Tags

, , , , , , , , ,

Two Ozarks Rivers

Back in April, I wrote an appreciation/commentary on a new book by Leland and Crystal Payton, Damming the Osage. Today I’d like to revisit a classic book from a different part of the landscape, Oliver Schuchard and Steve Kohler’s Two Ozark Rivers.

The hardcover edition of Two Ozark Rivers was published in 1984 by the University of Missouri Press, and the press released a paperback version in 1996 that remains in print. At the time of its original publication, the two Ozark rivers of the title — the Current and the Jacks Fork — had only recently been placed under federal oversight via the Ozark National Scenic Riverways, and the text of the book feels somewhat dated today because of its creation during that heady time. Interesting to note that the Riverways recorded 1.9 million visitors in 1982, but today that number has actually declined to about 1.4 million.
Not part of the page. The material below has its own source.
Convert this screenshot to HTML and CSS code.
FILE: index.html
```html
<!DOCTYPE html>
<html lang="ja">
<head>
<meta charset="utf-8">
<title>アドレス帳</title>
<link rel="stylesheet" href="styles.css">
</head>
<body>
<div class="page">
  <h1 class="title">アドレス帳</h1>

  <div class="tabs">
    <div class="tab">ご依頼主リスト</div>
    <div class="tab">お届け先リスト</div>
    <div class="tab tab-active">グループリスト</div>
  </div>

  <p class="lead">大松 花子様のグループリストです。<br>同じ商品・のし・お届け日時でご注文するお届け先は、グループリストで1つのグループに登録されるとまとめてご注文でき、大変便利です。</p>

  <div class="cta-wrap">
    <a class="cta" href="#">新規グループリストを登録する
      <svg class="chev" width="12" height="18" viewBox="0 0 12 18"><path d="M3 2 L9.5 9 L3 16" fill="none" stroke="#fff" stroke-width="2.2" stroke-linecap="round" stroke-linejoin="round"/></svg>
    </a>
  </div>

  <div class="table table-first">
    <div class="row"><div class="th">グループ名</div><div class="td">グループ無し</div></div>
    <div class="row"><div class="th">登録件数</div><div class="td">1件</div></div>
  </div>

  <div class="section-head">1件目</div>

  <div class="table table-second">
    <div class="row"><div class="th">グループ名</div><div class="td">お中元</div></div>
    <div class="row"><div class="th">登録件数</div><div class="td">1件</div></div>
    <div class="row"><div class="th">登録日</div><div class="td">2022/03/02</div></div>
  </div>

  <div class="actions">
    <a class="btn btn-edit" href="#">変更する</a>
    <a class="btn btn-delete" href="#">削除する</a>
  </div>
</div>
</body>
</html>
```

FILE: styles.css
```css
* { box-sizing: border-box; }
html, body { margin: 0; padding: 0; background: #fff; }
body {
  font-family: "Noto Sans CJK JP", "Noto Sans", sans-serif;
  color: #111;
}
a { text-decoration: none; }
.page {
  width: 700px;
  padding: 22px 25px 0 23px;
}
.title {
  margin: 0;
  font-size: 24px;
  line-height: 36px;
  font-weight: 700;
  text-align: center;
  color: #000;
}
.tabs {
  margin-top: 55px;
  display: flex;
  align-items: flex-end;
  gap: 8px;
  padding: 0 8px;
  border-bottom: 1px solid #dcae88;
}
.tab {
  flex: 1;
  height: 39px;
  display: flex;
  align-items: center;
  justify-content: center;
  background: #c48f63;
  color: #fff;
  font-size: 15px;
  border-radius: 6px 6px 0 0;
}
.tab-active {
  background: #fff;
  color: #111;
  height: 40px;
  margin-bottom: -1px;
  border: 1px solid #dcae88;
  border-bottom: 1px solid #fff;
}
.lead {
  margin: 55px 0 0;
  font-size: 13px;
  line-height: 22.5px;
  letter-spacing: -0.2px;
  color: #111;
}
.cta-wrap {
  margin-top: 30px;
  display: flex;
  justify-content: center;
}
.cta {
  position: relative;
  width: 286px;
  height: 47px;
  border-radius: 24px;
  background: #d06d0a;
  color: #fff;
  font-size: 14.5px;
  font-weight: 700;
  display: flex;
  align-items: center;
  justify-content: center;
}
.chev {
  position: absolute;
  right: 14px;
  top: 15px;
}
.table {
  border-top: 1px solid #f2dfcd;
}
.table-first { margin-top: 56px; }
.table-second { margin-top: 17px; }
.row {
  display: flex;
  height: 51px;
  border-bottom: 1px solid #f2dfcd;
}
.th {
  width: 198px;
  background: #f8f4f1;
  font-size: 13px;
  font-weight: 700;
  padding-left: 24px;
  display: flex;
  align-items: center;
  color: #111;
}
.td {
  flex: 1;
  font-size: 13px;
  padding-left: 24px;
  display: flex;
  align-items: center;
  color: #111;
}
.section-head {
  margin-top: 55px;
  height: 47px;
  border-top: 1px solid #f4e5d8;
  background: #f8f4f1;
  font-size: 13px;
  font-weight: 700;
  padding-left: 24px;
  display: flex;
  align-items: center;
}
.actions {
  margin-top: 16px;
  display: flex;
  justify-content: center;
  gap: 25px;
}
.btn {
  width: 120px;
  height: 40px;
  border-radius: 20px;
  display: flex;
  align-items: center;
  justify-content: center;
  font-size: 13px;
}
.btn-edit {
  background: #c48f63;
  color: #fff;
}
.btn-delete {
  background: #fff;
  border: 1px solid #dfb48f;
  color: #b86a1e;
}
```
The best parts of the book’s text, in my opinion, are the fourth and fifth chapters, “Devastation” and “Preservation,” which give succinct, well-researched summaries of the area’s transformation at the hands of big lumber interests around the turn of the 20th century, and of the contested efforts to set aside portions of that land as part of the National Park Service. Kohler is at his best when he recounts a narrative; the earlier chapters have too much of the adjective + noun + random statistic that I associate with National Geographic writing style, in which the essence of a location is supposedly conveyed by a combination of personal anecdote and encyclopedia entry. But once he starts putting that research to use in telling a concentrated history, the pace picks up and the prose takes life.

Schuchard’s gift for landscape photography shines throughout the book. In fact, the human artifacts photographed here — barns, schoolhouses, drugstores, churches, canoe rentals — are unpopulated. Only a page of portraits provides human faces to the Ozark story. The landscape photographs are sized large and given lots of room on the page, and they have a quietness to them that perfectly matches the understated beauty of the Ozarks landscape.

I suppose you could call this a “coffee-table book,” but in both prose and photography it goes beyond that term. As I said, it’s still in print from the University Press, and it’s well worth the purchase.